Building on the insights from our new article in Social Forces, Emily Huddart Kennedy, Shyon Baumann and I blogged this week for the ASA Section on Consumers & Consumption. We discuss some of our findings on social status and ethical food consumption, the idea of “Cultural Capital 2.0,” and a visit to a farm-to-table restaurant in Victoria.
In the article, we question the idea that “more consumer knowledge” will necessarily lead to altered, and more ethical food practices. Mothers are put in a difficult position in relation to children’s’ meat consumption: they feel pressure to teach kids where food comes from, but they also want to protect children from some of the harsh truths of animal slaughter.
The intention to buy organic food tends to be associated with parents who have children under the age of five. Health and taste concerns are top of mind in informing their purchases.

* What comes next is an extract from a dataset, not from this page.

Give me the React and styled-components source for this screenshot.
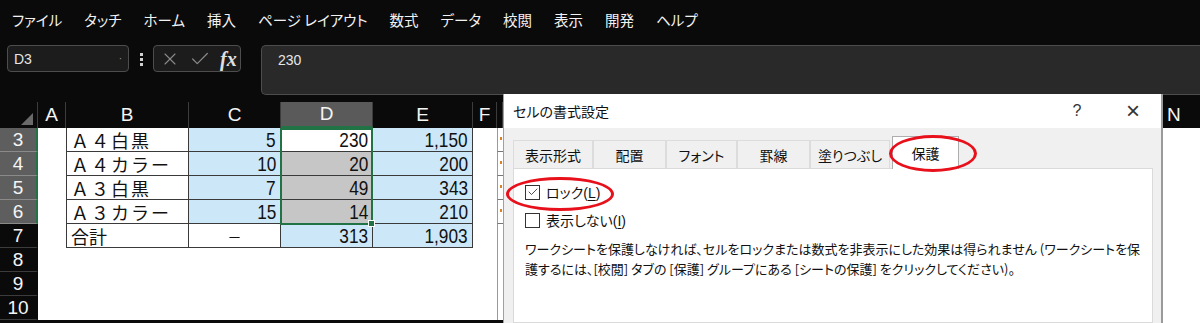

The intention to buy local food tends to be associated with educated, white women consumers. For these shoppers, collectivist concerns like the environment and supporting the local economy are a key motivator.
We argue that the predominant ‘individualist’ vs. ‘collectivist’ framing in the scholarly literature should be reformulated to accommodate an intermediate motivation.
Organic food consumption is often motivated by a desire to consume for others (e.g. children) in ways that aren’t straightforwardly individualist or collectivist, but that instead exemplify a caring motivation that falls somewhere between the two.